Hoje, com a internet, há uma ampliação das narrativas e dos narradores, o que é enorme e muito bacana, muito importante e tem o seu lugar, mas nenhuma dessas narrativas substitui a reportagem. Ela é outra coisa, exige outro tipo de mergulho, outro tipo de precisão, e não pode ser confundida.

No jornalismo da Ponte, da Mídia Ninja e nas suas colunas no El País, é possível ver alguns posicionamentos políticos claros, ou pelo menos a visão de que o jornalismo é um instrumento político de cobrança, de esclarecimento. Como você vê essa relação entre jornalismo e política?

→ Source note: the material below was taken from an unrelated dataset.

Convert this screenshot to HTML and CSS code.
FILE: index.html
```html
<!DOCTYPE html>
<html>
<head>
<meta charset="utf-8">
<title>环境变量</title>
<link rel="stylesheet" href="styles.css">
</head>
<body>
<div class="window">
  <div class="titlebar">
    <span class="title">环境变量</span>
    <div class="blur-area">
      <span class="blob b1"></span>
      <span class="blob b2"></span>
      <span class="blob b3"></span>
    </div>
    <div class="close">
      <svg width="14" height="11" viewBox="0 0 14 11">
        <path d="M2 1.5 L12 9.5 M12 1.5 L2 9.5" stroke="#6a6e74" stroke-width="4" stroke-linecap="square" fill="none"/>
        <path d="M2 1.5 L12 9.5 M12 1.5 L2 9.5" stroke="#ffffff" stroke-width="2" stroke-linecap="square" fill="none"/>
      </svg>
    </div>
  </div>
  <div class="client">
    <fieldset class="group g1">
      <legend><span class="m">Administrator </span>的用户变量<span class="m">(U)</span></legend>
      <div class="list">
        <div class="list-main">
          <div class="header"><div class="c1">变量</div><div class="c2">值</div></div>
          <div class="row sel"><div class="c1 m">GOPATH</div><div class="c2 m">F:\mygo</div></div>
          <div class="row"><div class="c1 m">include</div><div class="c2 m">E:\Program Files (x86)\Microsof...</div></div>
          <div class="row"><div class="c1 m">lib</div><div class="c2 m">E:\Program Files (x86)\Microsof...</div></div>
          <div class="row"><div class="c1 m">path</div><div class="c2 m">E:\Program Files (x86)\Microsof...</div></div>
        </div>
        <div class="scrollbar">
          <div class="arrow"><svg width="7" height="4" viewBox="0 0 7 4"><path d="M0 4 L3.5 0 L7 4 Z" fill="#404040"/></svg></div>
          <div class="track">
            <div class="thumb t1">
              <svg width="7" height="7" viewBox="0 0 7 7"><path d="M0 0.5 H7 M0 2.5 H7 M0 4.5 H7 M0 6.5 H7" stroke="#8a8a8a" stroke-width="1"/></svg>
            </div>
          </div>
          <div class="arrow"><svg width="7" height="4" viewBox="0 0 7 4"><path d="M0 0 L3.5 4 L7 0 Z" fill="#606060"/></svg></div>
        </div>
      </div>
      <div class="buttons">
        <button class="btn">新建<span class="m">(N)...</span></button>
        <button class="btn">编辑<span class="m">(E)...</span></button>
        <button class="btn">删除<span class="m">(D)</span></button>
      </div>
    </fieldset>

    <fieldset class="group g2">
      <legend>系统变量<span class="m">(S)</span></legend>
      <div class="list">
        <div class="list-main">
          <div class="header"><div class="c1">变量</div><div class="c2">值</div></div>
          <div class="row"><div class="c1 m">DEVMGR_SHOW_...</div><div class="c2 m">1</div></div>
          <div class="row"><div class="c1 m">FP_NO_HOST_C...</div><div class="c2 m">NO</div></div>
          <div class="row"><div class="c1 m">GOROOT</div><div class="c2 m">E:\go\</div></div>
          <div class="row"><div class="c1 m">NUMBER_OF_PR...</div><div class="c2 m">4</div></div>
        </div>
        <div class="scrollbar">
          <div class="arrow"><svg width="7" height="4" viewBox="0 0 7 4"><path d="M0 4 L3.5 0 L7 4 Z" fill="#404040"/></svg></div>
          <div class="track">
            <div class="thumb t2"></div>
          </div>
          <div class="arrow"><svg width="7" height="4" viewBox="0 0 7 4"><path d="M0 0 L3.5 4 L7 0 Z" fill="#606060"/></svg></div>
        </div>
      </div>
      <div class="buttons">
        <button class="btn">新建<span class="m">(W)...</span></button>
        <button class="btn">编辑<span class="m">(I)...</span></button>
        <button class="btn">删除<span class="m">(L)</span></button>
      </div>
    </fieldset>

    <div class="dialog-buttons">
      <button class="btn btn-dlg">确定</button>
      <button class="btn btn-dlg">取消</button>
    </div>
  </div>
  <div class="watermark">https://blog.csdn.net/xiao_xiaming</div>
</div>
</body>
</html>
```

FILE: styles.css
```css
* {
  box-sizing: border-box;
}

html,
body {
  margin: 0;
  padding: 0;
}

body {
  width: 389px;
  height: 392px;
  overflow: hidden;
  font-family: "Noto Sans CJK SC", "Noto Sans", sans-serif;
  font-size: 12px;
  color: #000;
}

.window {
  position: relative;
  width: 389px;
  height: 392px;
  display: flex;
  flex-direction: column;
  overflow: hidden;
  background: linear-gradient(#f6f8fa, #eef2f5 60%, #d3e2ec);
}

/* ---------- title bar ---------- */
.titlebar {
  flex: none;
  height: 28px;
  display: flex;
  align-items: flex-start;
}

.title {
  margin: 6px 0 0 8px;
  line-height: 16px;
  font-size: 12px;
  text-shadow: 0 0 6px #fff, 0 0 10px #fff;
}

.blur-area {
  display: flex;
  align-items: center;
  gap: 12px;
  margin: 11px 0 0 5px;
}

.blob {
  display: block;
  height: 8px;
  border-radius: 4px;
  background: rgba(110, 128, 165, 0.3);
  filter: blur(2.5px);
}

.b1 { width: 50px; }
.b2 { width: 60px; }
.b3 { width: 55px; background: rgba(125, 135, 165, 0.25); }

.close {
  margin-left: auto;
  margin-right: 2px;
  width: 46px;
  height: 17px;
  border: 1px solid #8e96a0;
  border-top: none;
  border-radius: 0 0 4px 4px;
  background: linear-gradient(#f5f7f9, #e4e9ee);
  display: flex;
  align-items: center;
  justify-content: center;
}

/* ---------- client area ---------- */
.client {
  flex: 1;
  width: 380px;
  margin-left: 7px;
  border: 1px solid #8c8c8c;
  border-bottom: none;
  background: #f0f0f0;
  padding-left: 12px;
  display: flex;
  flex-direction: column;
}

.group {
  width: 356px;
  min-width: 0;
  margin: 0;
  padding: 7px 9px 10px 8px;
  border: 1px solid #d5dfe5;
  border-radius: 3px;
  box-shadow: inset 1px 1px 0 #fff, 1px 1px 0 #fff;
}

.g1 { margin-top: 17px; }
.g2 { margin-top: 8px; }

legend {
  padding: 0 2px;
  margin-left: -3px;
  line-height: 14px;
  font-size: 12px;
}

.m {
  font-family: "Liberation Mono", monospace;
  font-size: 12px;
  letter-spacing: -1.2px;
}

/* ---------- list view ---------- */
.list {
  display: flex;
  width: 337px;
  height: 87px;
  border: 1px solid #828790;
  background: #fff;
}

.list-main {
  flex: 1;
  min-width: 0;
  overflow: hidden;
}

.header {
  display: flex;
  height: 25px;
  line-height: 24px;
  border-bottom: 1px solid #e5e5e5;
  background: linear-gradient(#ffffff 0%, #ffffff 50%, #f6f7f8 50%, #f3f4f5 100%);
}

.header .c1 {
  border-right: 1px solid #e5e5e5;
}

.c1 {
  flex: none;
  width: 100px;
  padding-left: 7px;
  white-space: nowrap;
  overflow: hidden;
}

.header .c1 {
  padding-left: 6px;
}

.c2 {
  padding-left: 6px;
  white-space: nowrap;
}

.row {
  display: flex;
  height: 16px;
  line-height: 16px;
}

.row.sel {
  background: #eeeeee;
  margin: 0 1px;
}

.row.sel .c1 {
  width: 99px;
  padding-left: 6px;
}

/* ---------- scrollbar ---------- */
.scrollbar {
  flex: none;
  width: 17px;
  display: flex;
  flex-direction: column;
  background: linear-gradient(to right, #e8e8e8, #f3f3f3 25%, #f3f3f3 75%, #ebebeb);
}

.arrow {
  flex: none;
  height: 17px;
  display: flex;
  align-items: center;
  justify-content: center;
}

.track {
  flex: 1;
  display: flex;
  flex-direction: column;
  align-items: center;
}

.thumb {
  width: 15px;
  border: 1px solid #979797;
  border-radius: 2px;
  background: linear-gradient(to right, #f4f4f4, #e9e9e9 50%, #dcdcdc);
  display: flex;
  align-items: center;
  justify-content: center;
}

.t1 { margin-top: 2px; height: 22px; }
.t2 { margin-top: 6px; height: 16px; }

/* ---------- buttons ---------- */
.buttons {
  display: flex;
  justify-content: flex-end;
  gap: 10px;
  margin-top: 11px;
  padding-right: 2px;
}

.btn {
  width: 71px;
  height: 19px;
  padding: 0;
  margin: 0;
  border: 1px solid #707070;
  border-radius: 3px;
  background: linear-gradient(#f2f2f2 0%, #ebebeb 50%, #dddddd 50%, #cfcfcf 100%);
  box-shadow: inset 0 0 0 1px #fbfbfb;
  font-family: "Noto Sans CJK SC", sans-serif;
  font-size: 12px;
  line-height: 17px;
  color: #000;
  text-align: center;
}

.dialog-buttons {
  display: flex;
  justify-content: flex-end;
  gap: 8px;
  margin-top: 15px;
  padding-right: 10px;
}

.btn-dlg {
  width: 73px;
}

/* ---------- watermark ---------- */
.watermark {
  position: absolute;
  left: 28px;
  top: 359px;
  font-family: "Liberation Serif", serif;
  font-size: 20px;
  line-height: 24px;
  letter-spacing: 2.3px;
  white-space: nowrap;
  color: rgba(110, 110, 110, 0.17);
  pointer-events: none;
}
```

Eu quero só separar uma coisa: as minhas colunas são colunas de opinião, elas não são reportagens. Eu escrevo uma coluna de opinião como uma repórter, o que significa que eu não tiro as coisas da minha cabeça, eu investigo, eu pesquiso, eu gasto muito tempo, muitos dias, para escrever uma coluna. Às vezes eu uso o espaço da minha coluna para publicar as minhas reportagens, mas isso fica claro. Eu separo bem o que é uma coluna de opinião – na qual dou a minha opinião a partir de uma investigação bem profunda – do que é uma reportagem – que é outro momento, em que eu preciso me desabitar, porque a escuta é a escuta do outro, seja ele um serial killer, um pedófilo, o que for. Você tem de escutá-lo não só nesse aspecto do que ele é, mas também em todas as nuances do que ele é – essa é a diferença.

O jornalismo, ao contar a sua época, sempre está fazendo também uma denúncia dela, ele está implicado na história. A total isenção, a total imparcialidade, ela não existe. Aquele jornalista que paira acima da sociedade é o mais perigoso, porque ele não toma as precauções necessárias. Nós somos seres históricos, com os dois pés enfiados, inscritos na cultura, e por isso a gente precisa se precaver para chegar o mais perto não de uma verdade – porque uma verdade única não existe –, mas o mais próximo das verdades todas. Por isso, o principal instrumento do repórter é a escuta, essa escuta que se faz com todos os sentidos e que te obriga a te despir de todos os teus preconceitos, das tuas visões de mundo, dos teus julgamentos, para escutar o outro na integridade do que ele é: isso é reportagem.